What documents do I need to apply for a car loan?
When applying for a car loan, there are several documents that you will typically need to provide. If you are applying for a loan with the car as security, you will need to provide the car's registration documents, proof of ownership, and clear title. If you are applying for an unsecured personal loan, you will need to provide documents such as proof of income, employment history, and bank statements to show your ability to repay the loan.
The lender will also require you to have car insurance, and you will need to provide proof of this as well. Additionally, you should be prepared to review and sign the terms and conditions of the loan, including the interest rate and the cost of the loan. It's important to note that the interest rate may be fixed or subject to change, so be sure to understand this before applying for a personal loan.
What is the difference between a car loan and a personal loan?

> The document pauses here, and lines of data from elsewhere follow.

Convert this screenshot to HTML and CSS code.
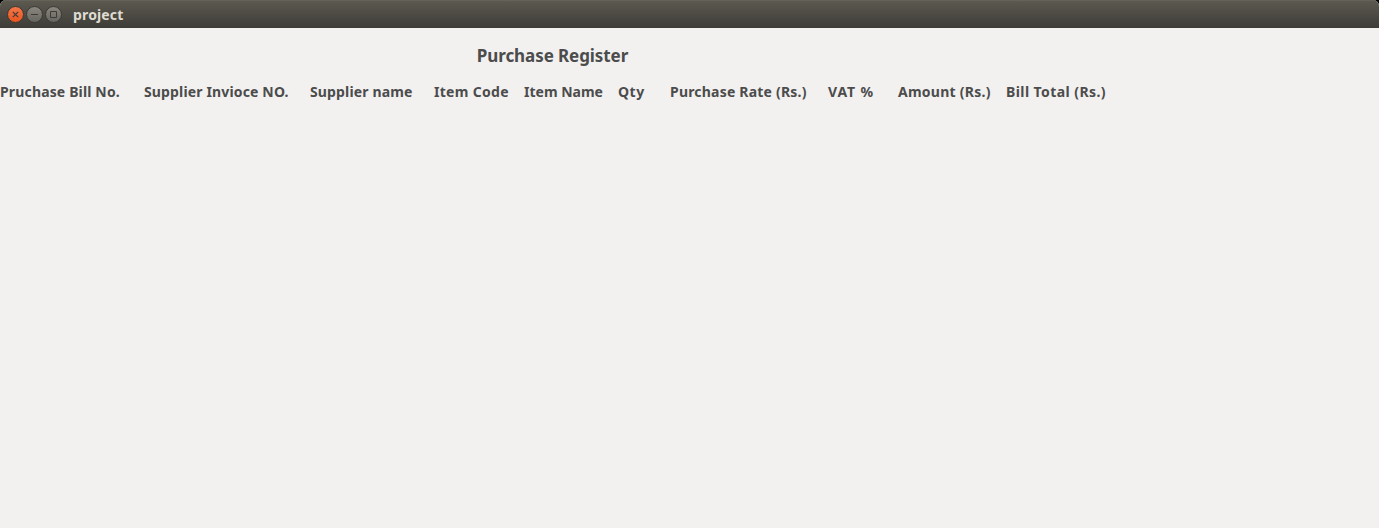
FILE: index.html
```html
<!DOCTYPE html>
<html lang="en">
<head>
<meta charset="utf-8">
<title>project</title>
<link rel="stylesheet" href="styles.css">
</head>
<body>
<div class="window">
  <header class="titlebar">
    <svg class="controls" width="57" height="20" viewBox="0 0 57 20">
      <defs>
        <linearGradient id="orange" x1="0" y1="0" x2="0" y2="1"><stop offset="0" stop-color="#f5774b"/><stop offset="1" stop-color="#e8541f"/></linearGradient>
        <linearGradient id="gray" x1="0" y1="0" x2="0" y2="1"><stop offset="0" stop-color="#8a8880"/><stop offset="1" stop-color="#66645e"/></linearGradient>
      </defs>
      <g stroke="#3a3934" stroke-width="1">
        <circle cx="9.5" cy="10.5" r="8" fill="url(#orange)"/>
        <circle cx="28.5" cy="10.5" r="8" fill="url(#gray)"/>
        <circle cx="47.5" cy="10.5" r="8" fill="url(#gray)"/>
      </g>
      <g fill="none" stroke="#3c3b37" stroke-width="1.2">
        <path d="M6.8 7.8l5.4 5.4M12.2 7.8l-5.4 5.4"/>
        <path d="M25 10.5h7" stroke-width="1"/>
        <path d="M44.5 7.5h6v6h-6z" stroke-width="1"/>
      </g>
    </svg>
    <span class="caption">project</span>
  </header>
  <main class="content">
    <h1 class="heading"><span>Purchase Register</span></h1>
    <div class="columns">
      <span class="bill-no">Pruchase Bill No.</span>
      <span class="invoice-no">Supplier Invioce NO.</span>
      <span class="supplier">Supplier name</span>
      <span class="item-code">Item Code</span>
      <span class="item-name">Item Name</span>
      <span class="qty">Qty</span>
      <span class="rate">Purchase Rate (Rs.)</span>
      <span class="vat">VAT %</span>
      <span class="amount">Amount (Rs.)</span>
      <span class="total">Bill Total (Rs.)</span>
    </div>
  </main>
</div>
</body>
</html>
```

FILE: styles.css
```css
body {
  margin: 0;
  background: #000;
  font-family: "Noto Sans", "Open Sans", sans-serif;
  font-weight: 700;
  color: #4c4c4c;
}
.window {
  display: flex;
  flex-direction: column;
  height: 528px;
  overflow: hidden;
  border-radius: 6px 6px 0 0;
  background: #f2f1f0;
}
.titlebar {
  display: flex;
  align-items: center;
  box-sizing: border-box;
  height: 28px;
  padding-left: 6px;
  background: linear-gradient(#5d5a51, #3d3c37);
  box-shadow: inset 0 1px #65625a;
}
.controls {
  margin-right: 10px;
}
.caption {
  padding-top: 2px;
  font-size: 14px;
  line-height: 20px;
  letter-spacing: 0.15px;
  color: #dfdbd2;
}
.content {
  display: flex;
  flex-direction: column;
}
.heading {
  width: 1105px;
  margin: 16px 0 12px;
  font-size: 17px;
  line-height: 24px;
  letter-spacing: -0.08px;
  text-align: center;
}
.columns {
  display: grid;
  grid-template-columns: 144px 166px 124px 90px 94px 52px 158px 70px 108px 101px;
  font-size: 14px;
  line-height: 24px;
  letter-spacing: 0.15px;
  white-space: nowrap;
}
.item-code {
  letter-spacing: 0.3px;
}
.item-name {
  letter-spacing: 0;
}
.qty {
  letter-spacing: 0.5px;
}
.rate {
  letter-spacing: 0.2px;
}
.vat {
  letter-spacing: 0.9px;
}
.amount {
  letter-spacing: 0.25px;
}
.total {
  letter-spacing: 0.42px;
}
```
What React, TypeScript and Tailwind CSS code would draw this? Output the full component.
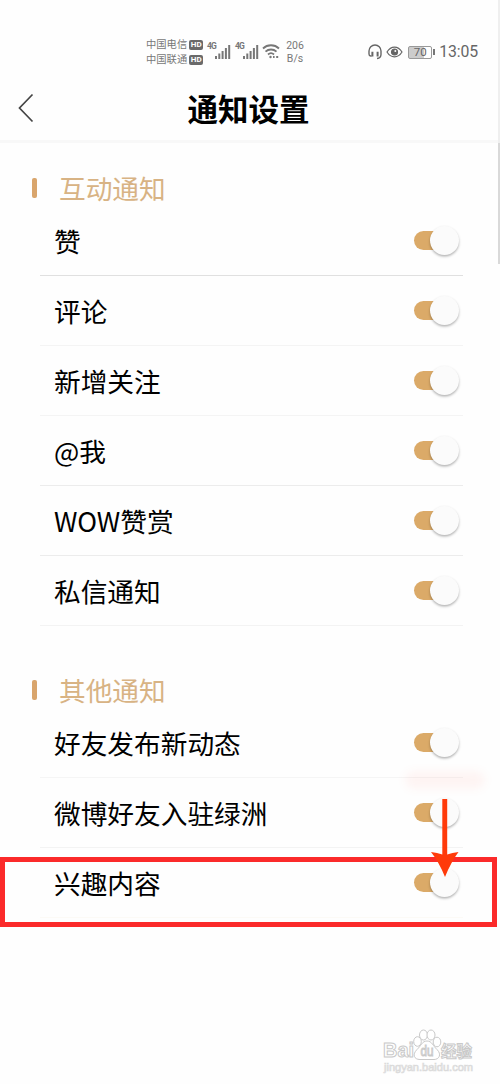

A car loan and a personal loan are both forms of lending, but there are some key differences between the two. A car loan (including a low doc car loan) is specifically designed for purchasing a vehicle, whether new or used, and is secured against the car itself. It often comes with a fixed or variable rate loan, depending on the lender, and can have comparison rates applied to it. On the other hand, a personal loan can be used for various purposes, including buying a car, but can also be used for other personal expenses.
The interest rate for a personal loan is often personalised based on the borrower's credit history and financial situation. Rates for both types of loans can range depending on the lender and the borrower's circumstances. When applying for a car loan, you typically need to provide more specific details about the car, such as the make, model, and purchase price. Conditions may also apply, such as the requirement for comprehensive car insurance. The total amount payable for both loans should be carefully calculated, including any fees, and can be repaid either fortnightly or monthly, depending on the loan agreement.